All B2B marketers are aware of the funnel. The basic idea of attracting a larger number of buyers with marketing or advertising so that you yield a smaller number of customers has been around for more than a hundred years.
Whether you are a funnel-purist, who still firmly believes in this construct, or you think marketing has gotten way more complicated and customers enter the process at various stages through various means, there is still some value in using the funnel as a means to represent the overall approach of the marketing itself.
I call this the content funnel and it sits alongside the B2B buyer’s funnel. You create different kinds of content at each stage of the funnel to move buyers through the process of becoming a customer. Most content marketers focus on the top of the funnel, but important to think about content at all buyer stages.
Top of the funnel is the high level, helpful content that attracts the most people to your company. While not all B2B companies practice this form of content marketing, many do share content that they hope will work at the top of the funnel. For the sake of this conversation, let’s say that your content is entertaining, solves business problems and provides value to your prospects. They gladly fill out your lead form in exchange for your artisanal, lovingly crafted content.
They are now in your marketing database. What happens next?
They download the content, review it and form an opinion about your company. The next move is up to you.
Email them. Spam them. Nurture them. Ignore them.
You may think you know the right answer, but the answer may be it depends. You may actually want to ignore them to see if they do something else. Downloading an educational ebook does not demonstrate product interest. Ask any overzealous inside sales rep who followed up with a phone call. Maybe a high lead score precipitated this call, but the prospect may still not be product or sales ready.
What about an email thanking them for the download? Even though you are really thanking them for surrendering their email address so you can contact them again. But what is the most important thing in that email? A link to the content they just downloaded. That’s right. Here’s the thing that you just looked at in your browser. Or on your mobile device. It’s not always easy to save these things when you are reading them, especially on your smartphone. This also ensures that this email is specific to the content they just downloaded, rather than a generic email with links to other unrelated ebooks. If I downloaded something about social media management I really don’t need to know that you have more information about mobile marketing.
So what about that content funnel idea?
You need to follow-up with something that moves them closer to your product or service. Are they interested in what you have to offer? If your top of funnel content is good, you may have no idea if a prospect has any interest in ever becoming a customer. But if they show some interest in a case study or how a customer has found success in their business by working with your company, they have moved to the middle of the funnel. They have a problem that they are looking to solve.
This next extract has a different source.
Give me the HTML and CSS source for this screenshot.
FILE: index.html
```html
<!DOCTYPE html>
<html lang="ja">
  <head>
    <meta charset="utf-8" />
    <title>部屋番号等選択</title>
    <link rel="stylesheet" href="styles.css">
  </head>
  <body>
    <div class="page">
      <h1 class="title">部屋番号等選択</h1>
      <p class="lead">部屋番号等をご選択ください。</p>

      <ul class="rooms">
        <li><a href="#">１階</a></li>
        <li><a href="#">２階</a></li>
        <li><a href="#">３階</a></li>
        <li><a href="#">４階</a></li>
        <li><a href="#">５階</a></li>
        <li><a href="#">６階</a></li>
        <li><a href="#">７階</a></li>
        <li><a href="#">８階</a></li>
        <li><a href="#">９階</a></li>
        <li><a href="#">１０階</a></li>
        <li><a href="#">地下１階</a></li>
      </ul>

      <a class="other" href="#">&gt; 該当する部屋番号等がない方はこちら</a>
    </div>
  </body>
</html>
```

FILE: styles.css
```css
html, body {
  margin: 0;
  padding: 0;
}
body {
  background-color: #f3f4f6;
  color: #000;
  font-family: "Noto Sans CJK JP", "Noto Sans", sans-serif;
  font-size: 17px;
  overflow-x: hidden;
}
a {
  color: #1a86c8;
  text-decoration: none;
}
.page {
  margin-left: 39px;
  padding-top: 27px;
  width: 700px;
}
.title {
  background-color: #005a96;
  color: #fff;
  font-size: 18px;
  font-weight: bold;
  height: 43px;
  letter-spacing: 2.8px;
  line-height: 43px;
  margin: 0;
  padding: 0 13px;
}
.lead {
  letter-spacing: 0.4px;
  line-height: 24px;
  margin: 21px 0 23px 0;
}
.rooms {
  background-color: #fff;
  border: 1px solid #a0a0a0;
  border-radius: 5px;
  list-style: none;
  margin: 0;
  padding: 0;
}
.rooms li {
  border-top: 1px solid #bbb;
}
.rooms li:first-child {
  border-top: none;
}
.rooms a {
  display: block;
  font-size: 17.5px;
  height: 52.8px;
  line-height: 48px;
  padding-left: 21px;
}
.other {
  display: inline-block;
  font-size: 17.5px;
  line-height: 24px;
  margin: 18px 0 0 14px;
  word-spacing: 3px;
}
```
These middle of the funnel customer stories could be videos. They could be Slideshare decks. They could even be a series of animated GIFs. You can definitely include these in follow-up or nurture emails, along with other relevant top of funnel content. Remember that you are building a relationship with this prospect. If one ebook solved a problem, maybe another one will solve a related problem.
And why is this marketing funnel just as leaky as the sales funnel? Because you can also share this middle of the funnel content on the company social channels. And if they are smart, well-produced content pieces that tell good stories, they will attract buyers who may already be looking for a solution to their problems. And they never saw the top of the funnel.
Next is where content marketers start to get twitchy. The bottom of the funnel. We’re not responsible for that, they say. That’s sales’ job. Or product marketing. I don’t create content about the product. That’s like selling on social media. Oh wait, we do that now.
This makes a lot of sense if you think of this like a funnel and you have the content experts manage the whole process. Start at the top with the theory and strategy of how to do things. Follow that up with how specific customers have succeeded by doing those things. And finally, show how you do those same things with your products. Think of this as storytelling and the funnel moves your marketing from a general and theoretical place to one that is very specific. Rather than disjointed content across the different stages of the buyers’ journey, it is all connected.
And whether the buyers find and follow all this content themselves through search or social media or it is supported by nurture emails or sales reps, they will get a clearer picture of how your company can solve their problems. No matter what stage they are at when they discover your content.